Although the mother and child was Cassatt's signature subject, she turned away from typology in this period to focus on individual children. These works are more pensive and introspective, reflecting Cassatt's increased interest in child maturation and psychology. "Cassatt embarked on a series of pastels, drawings, and drypoints of children that preoccupied her for the rest of her working career. She had painted children many times before, but there had always been an obvious incentive, either a portrait commission or contact with her young nieces and nephews. This series seems to have had no such motivation. The era Freud ushered in had a new attitude: the child became the unconscious repository of adult characteristics. To some extent Cassatt's exploration of the child-not the baby-in adult costume, pose, and expression reflects aspects of early-twentieth-century psychology, absorbed by Cassatt in her wide reading of sociological, psychological and parapsychological literature" (op. cit., p. 125).
Cassatt engaged children from the nearby village as models, since her nieces and nephews were now older than her preferred age of five or six years. The subject of this work is Margot Lux, a young girl from the neighborhood of Mesnil-Théribus whom she frequently depicted. It was partly this anonymity, the obscurity of her local models as opposed to traditional portrait sitters, that enabled the abstracted rendering and precocious glances evident here. Margot's attention appears piqued by an object outside the frame, which brings acuity to her opaque brown eyes. These contrasts with the generous, textured application of crayon around her face which attributes an implicit softness to the figure. The face, which is literally vacant of pigment except for the highlights, is thus ominously foregrounded. Here, in a prescient coupling, the beginnings of psychological deconstruction are represented by the prefiguring of formal fragmentation.
This pastel will be included in the Cassatt Committee's revision of Adelyn Dohme Breeskin's catalogue raisonné of the works of Mary Cassatt.
Cassatt's new stature affected both her style and scale of production. "She began to produce and distribute more works than ever before to meet the demand" (N.M. Mathews, Mary Cassatt, New York, 1987, p. 121). Working at a fast pace, Cassatt's drawings, pastels, oil sketches, and paintings took on a new freshness and spontaneity. Sketch of Head of Margot in a Bonnet Looking to the Right displays the exuberance and radial composition typical of Cassatt's quickly rendered works. Using a face as the center point, Cassatt often used hats and torso definition to direct the eye upwards and downwards. Her jagged, gestural strokes are germane to the more painterly, baroque, style she used in this period, and the bright turquoise pigment suggests a new Post-Impressionist boldness that began to appear in her work. The color in the upper left quadrant, however, does not conform to any overall shape, and unlike most of Cassatt's sketches, the only feature of the face drawn in high relief is the girl's nose. These indistinct elements, combined with the overlap of colors where the bonnet meets the girl's hair, make this sketch of Margot one of Cassatt's most notably modern and forward-looking works.

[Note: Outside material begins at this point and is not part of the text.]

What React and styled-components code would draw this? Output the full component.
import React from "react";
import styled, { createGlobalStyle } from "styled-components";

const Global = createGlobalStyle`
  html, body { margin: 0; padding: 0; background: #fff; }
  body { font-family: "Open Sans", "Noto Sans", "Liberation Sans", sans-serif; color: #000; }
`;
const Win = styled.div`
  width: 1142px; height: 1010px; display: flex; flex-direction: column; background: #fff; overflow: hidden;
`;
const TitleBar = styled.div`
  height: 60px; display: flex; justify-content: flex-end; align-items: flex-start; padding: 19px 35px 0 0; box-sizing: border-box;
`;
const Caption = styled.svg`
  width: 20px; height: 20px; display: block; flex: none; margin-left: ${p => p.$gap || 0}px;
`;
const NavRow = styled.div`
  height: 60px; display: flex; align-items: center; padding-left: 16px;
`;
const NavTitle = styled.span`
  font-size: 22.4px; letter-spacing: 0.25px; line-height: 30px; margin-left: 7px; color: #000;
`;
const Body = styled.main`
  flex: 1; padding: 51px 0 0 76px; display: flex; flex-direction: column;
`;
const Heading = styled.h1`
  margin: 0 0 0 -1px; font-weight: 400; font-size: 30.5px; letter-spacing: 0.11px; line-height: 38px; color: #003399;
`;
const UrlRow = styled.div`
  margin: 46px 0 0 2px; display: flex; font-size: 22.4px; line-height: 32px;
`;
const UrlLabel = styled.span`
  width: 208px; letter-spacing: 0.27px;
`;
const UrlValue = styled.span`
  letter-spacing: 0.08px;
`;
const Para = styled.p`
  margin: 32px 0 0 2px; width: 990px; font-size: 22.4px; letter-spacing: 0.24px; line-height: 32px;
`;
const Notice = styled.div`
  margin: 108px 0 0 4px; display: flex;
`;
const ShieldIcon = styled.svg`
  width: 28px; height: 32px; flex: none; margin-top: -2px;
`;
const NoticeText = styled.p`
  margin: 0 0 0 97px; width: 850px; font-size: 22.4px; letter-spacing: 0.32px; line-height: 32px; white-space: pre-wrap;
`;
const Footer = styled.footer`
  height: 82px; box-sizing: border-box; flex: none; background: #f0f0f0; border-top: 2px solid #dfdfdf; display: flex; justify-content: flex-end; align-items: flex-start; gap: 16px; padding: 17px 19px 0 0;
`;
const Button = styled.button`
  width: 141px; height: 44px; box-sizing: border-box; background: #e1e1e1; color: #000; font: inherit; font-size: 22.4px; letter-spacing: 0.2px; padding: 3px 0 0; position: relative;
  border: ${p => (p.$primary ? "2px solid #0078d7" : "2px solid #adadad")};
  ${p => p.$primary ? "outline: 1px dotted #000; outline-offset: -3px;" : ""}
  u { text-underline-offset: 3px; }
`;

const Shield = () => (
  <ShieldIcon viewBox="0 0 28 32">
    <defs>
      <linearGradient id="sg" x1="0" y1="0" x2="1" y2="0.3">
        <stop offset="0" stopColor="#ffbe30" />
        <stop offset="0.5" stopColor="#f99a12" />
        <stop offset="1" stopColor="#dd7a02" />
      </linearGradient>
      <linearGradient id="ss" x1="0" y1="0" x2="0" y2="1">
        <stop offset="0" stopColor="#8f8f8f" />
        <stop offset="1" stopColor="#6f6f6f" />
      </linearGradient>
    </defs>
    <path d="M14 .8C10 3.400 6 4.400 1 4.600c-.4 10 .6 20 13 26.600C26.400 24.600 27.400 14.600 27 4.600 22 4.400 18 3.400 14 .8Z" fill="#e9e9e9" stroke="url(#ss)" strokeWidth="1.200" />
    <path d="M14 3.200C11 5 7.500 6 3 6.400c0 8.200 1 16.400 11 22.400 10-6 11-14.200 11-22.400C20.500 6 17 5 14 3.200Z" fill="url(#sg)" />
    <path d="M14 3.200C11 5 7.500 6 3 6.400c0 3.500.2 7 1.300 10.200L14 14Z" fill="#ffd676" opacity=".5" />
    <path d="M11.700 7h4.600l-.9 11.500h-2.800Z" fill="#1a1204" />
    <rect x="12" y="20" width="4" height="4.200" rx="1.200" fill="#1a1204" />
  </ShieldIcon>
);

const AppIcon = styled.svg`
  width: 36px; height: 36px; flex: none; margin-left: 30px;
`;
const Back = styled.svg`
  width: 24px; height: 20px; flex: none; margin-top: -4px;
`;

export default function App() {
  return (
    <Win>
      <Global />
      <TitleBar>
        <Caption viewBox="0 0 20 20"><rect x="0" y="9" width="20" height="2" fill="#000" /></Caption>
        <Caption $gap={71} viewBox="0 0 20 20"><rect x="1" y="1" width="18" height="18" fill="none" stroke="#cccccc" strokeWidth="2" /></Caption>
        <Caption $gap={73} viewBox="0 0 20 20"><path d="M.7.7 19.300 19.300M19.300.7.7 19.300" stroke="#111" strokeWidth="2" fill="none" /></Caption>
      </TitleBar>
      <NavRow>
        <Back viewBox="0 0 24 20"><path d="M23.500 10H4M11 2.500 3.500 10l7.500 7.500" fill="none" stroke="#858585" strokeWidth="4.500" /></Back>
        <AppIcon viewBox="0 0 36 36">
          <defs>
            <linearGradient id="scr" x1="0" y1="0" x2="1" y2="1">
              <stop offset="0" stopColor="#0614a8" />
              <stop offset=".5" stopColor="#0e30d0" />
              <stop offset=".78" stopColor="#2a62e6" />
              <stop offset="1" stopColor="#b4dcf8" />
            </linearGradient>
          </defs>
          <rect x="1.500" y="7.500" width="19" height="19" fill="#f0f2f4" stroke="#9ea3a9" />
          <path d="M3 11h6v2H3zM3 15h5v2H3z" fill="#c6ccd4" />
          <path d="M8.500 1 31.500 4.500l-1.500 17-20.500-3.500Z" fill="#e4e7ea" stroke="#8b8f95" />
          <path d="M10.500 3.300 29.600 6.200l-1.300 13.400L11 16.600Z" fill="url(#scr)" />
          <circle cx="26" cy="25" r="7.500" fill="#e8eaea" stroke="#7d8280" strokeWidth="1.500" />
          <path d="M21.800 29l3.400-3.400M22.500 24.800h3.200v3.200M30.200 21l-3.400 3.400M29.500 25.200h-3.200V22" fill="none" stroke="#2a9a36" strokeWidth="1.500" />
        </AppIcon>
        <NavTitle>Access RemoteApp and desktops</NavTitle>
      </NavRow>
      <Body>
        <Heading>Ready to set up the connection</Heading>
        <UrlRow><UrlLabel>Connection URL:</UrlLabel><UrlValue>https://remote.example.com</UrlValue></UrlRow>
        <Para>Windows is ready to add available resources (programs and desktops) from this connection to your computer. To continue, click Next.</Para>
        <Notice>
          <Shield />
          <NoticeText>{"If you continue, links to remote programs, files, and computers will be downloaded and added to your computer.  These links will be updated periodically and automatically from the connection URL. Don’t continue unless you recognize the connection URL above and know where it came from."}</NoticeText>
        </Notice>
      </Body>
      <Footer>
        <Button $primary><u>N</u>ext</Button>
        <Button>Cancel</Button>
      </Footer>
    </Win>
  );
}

Although the mother and child was Cassatt's signature subject, she turned away from typology in this period to focus on individual children. These works are more pensive and introspective, reflecting Cassatt's increased interest in child maturation and psychology. "Cassatt embarked on a series of pastels, drawings, and drypoints of children that preoccupied her for the rest of her working career. She had painted children many times before, but there had always been an obvious incentive, either a portrait commission or contact with her young nieces and nephews. This series seems to have had no such motivation. The era Freud ushered in had a new attitude: the child became the unconscious repository of adult characteristics. To some extent Cassatt's exploration of the child-not the baby-in adult costume, pose, and expression reflects aspects of early-twentieth-century psychology, absorbed by Cassatt in her wide reading of sociological, psychological and parapsychological literature" (op. cit., p. 125).

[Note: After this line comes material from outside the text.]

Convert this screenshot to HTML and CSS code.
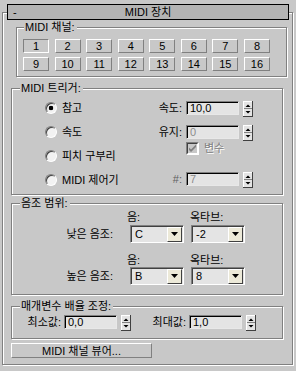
FILE: index.html
```html
<!DOCTYPE html>
<html>
  <head>
    <meta charset="utf-8">
    <link rel="stylesheet" href="styles.css">
  </head>
  <body>
    <svg class="sprites" xmlns="http://www.w3.org/2000/svg">
      <symbol id="spin" viewBox="0 0 10 16">
        <rect width="10" height="16" fill="#e4e4e4"/>
        <path d="M0 0.5H9.5M0.5 0V15.5" stroke="#fff"/>
        <path d="M0 15.5H10M9.5 0V16" stroke="#404040"/>
        <path d="M1 7.5H9" stroke="#808080"/>
        <path d="M2.5 6H7.5L5 3.5Z" fill="#000"/>
        <path d="M2.5 10H7.5L5 12.5Z" fill="#000"/>
      </symbol>
      <symbol id="drop" viewBox="0 0 7 4">
        <path d="M0 0H7L3.5 4Z" fill="#000"/>
      </symbol>
    </svg>

    <div class="rollout">
      <div class="rollout-title">
        <span class="collapse">-</span>
        <span>MIDI 장치</span>
      </div>

      <!-- channel buttons -->
      <div class="group channels">
        <div class="group-label">MIDI 채널:</div>
        <div class="channel-grid">
          <button class="btn pressed">1</button>
          <button class="btn">2</button>
          <button class="btn">3</button>
          <button class="btn">4</button>
          <button class="btn">5</button>
          <button class="btn">6</button>
          <button class="btn">7</button>
          <button class="btn">8</button>
          <button class="btn">9</button>
          <button class="btn">10</button>
          <button class="btn">11</button>
          <button class="btn">12</button>
          <button class="btn">13</button>
          <button class="btn">14</button>
          <button class="btn">15</button>
          <button class="btn">16</button>
        </div>
      </div>

      <!-- trigger -->
      <div class="group trigger">
        <div class="group-label">MIDI 트리거:</div>
        <div class="trigger-body">
          <div class="radio-list">
            <div class="radio-row"><span class="radio checked"></span>참고</div>
            <div class="radio-row"><span class="radio"></span>속도</div>
            <div class="radio-row"><span class="radio"></span>피치 구부리</div>
            <div class="radio-row"><span class="radio"></span>MIDI 제어기</div>
          </div>
          <div class="field-list">
            <div class="field-row">
              <span class="field-label">속도:</span>
              <span class="input">10,0</span>
              <svg class="spinner"><use href="#spin"/></svg>
            </div>
            <div class="field-row gap">
              <span class="field-label">유지:</span>
              <span class="input disabled">0</span>
              <svg class="spinner"><use href="#spin"/></svg>
            </div>
            <div class="check-row">
              <svg class="checkbox" viewBox="0 0 13 13">
                <rect width="13" height="13" fill="#fff"/>
                <path d="M0 0.5H12.5M0.5 0V12.5" stroke="#808080"/>
                <path d="M1 1.5H11.5M1.5 1V11.5" stroke="#404040"/>
                <rect x="2" y="2" width="9" height="9" fill="#c8c8c8"/>
                <path d="M3 5.5L5 7.5L10 2.5V5L5 10L3 8Z" fill="#808080"/>
              </svg>
              <span class="disabled-text">변수</span>
            </div>
            <div class="field-row far">
              <span class="field-label muted">#:</span>
              <span class="input disabled">7</span>
              <svg class="spinner"><use href="#spin"/></svg>
            </div>
          </div>
        </div>
      </div>

      <!-- note range -->
      <div class="group notes">
        <div class="group-label">음조 범위:</div>
        <div class="note-grid">
          <span></span>
          <span class="head">음:</span>
          <span class="head oct">옥타브:</span>
          <span class="note-label">낮은 음조:</span>
          <span class="select">C<span class="select-arrow"><svg class="tri"><use href="#drop"/></svg></span></span>
          <span class="select">-2<span class="select-arrow"><svg class="tri"><use href="#drop"/></svg></span></span>

          <span class="spacer"></span>
          <span></span>
          <span class="head">음:</span>
          <span class="head oct">옥타브:</span>
          <span class="note-label">높은 음조:</span>
          <span class="select">B<span class="select-arrow"><svg class="tri"><use href="#drop"/></svg></span></span>
          <span class="select">8<span class="select-arrow"><svg class="tri"><use href="#drop"/></svg></span></span>
        </div>
      </div>

      <!-- parameter scale -->
      <div class="group params">
        <div class="group-label">매개변수 배율 조정:</div>
        <div class="param-row">
          <span class="param-label">최소값:</span>
          <span class="input">0,0</span>
          <svg class="spinner"><use href="#spin"/></svg>
          <span class="param-label second">최대값:</span>
          <span class="input">1,0</span>
          <svg class="spinner"><use href="#spin"/></svg>
        </div>
      </div>

      <button class="btn viewer">MIDI 채널 뷰어...</button>
    </div>
  </body>
</html>
```

FILE: styles.css
```css
body {
  margin: 0;
  width: 296px;
  height: 371px;
  overflow: hidden;
  background: #c8c8c8;
  color: #000;
  font-family: "Liberation Sans", "Noto Sans CJK KR", sans-serif;
  font-size: 11px;
  line-height: 13px;
}

.sprites {
  display: none;
}

.rollout {
  box-sizing: border-box;
  height: 353px;
  margin: 12px 3px 0 2px;
  border: 1px solid #808080;
  box-shadow: inset 1px 1px #fff, 1px 1px #fff;
}

.rollout-title {
  box-sizing: border-box;
  display: grid;
  grid-template-columns: 1fr auto 1fr;
  align-items: center;
  height: 16px;
  margin: -9px 3px 0 4px;
  border: 1px solid #000;
  background: #b4b4b4;
}

.collapse {
  padding-left: 5px;
}

/* group boxes */
.group {
  box-sizing: border-box;
  border: 1px solid #808080;
  box-shadow: inset 1px 1px #fff, 1px 1px #fff;
}

.group-label {
  width: fit-content;
  margin: -7px 0 0 8px;
  padding: 0 2px 0 1px;
  background: #c8c8c8;
}

.channels {
  height: 50px;
  margin: 7px 5px 0 13px;
}

.channels .group-label {
  margin-left: 7px;
}

.trigger {
  height: 107px;
  margin: 11px 9px 0 8px;
}

.notes {
  height: 92px;
  margin: 8px 9px 0 8px;
}

.params {
  height: 33px;
  margin: 11px 9px 0 8px;
}

/* buttons */
.btn {
  box-sizing: border-box;
  padding: 0;
  border: 1px solid;
  border-color: #fff #808080 #808080 #fff;
  background: #c8c8c8;
  color: #000;
  font: inherit;
  line-height: 12px;
  text-align: center;
}

.btn.pressed {
  border-color: #808080 #fff #fff #808080;
}

.channel-grid {
  display: grid;
  grid-template-columns: repeat(8, 26px);
  grid-auto-rows: 14px;
  justify-content: space-between;
  row-gap: 4px;
  width: 247px;
  margin: 5px 0 0 6px;
}

.viewer {
  display: block;
  width: 141px;
  height: 15px;
  margin: 4px 0 0 8px;
}

/* trigger */
.trigger-body {
  display: flex;
}

.radio-list {
  box-sizing: border-box;
  width: 100px;
  padding: 1px 0 0 33px;
}

.radio-row {
  display: flex;
  align-items: center;
  gap: 5px;
  height: 24px;
  white-space: nowrap;
}

.radio {
  box-sizing: border-box;
  flex: none;
  width: 12px;
  height: 12px;
  border: 1px solid;
  border-color: #808080 #fff #fff #808080;
  border-radius: 50%;
  box-shadow: inset 1px 1px #404040;
  background: #f2f2f2;
}

.radio.checked {
  background: radial-gradient(circle, #000 2px, #f2f2f2 2.6px);
}

.field-list {
  padding-top: 6px;
}

.field-row {
  display: flex;
  align-items: flex-start;
}

.field-row.gap {
  margin-top: 8px;
}

.field-row.far {
  margin-top: 17px;
}

.field-label {
  width: 70px;
  margin-right: 4px;
  line-height: 14px;
  text-align: right;
}

.muted {
  color: #606060;
}

.input {
  box-sizing: border-box;
  width: 53px;
  height: 14px;
  padding-left: 3px;
  border: 1px solid;
  border-color: #808080 #e8e8e8 #e8e8e8 #808080;
  box-shadow: inset 1px 1px #000;
  background: #e4e4e4;
  line-height: 12px;
}

.input.disabled {
  color: #8c8c8c;
}

.spinner {
  flex: none;
  width: 10px;
  height: 16px;
  margin-left: 4px;
}

.check-row {
  display: flex;
  align-items: center;
  gap: 5px;
  height: 13px;
  margin: 1px 0 0 74px;
}

.checkbox {
  width: 13px;
  height: 13px;
}

.disabled-text {
  color: #808080;
  text-shadow: 1px 1px #fff;
}

/* note range */
.note-grid {
  display: grid;
  grid-template-columns: 111px 54px 54px;
  grid-template-rows: 14px 18px 11px 13px 18px;
  column-gap: 7px;
  margin-top: 1px;
}

.spacer {
  grid-column: 1 / -1;
}

.head {
  margin-left: -3px;
  white-space: nowrap;
}

.head.oct {
  margin-left: -1px;
}

.note-label {
  align-self: center;
  padding-right: 10px;
  text-align: right;
  white-space: nowrap;
}

.select {
  box-sizing: border-box;
  display: flex;
  align-items: center;
  justify-content: space-between;
  height: 18px;
  padding: 0 1px 0 4px;
  border: 1px solid;
  border-color: #808080 #fff #fff #808080;
  box-shadow: inset 1px 1px #404040;
  background: #e4e4e4;
}

.select-arrow {
  box-sizing: border-box;
  display: flex;
  align-items: center;
  justify-content: center;
  width: 15px;
  height: 15px;
  border: 1px solid;
  border-color: #fff #404040 #404040 #fff;
  background: #ece9d8;
}

.tri {
  width: 7px;
  height: 4px;
}

/* parameter scale */
.param-row {
  display: flex;
  align-items: flex-start;
  margin-top: 2px;
  padding-left: 12px;
}

.param-label {
  width: 37px;
  margin-right: 3px;
  line-height: 14px;
  text-align: right;
  white-space: nowrap;
}

.param-label.second {
  margin-left: 18px;
}

.param-row .input {
  width: 53px;
}
```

Cassatt engaged children from the nearby village as models, since her nieces and nephews were now older than her preferred age of five or six years. The subject of this work is Margot Lux, a young girl from the neighborhood of Mesnil-Théribus whom she frequently depicted. It was partly this anonymity, the obscurity of her local models as opposed to traditional portrait sitters, that enabled the abstracted rendering and precocious glances evident here. Margot's attention appears piqued by an object outside the frame, which brings acuity to her opaque brown eyes. These contrasts with the generous, textured application of crayon around her face which attributes an implicit softness to the figure. The face, which is literally vacant of pigment except for the highlights, is thus ominously foregrounded. Here, in a prescient coupling, the beginnings of psychological deconstruction are represented by the prefiguring of formal fragmentation.
This pastel will be included in the Cassatt Committee's revision of Adelyn Dohme Breeskin's catalogue raisonné of the works of Mary Cassatt.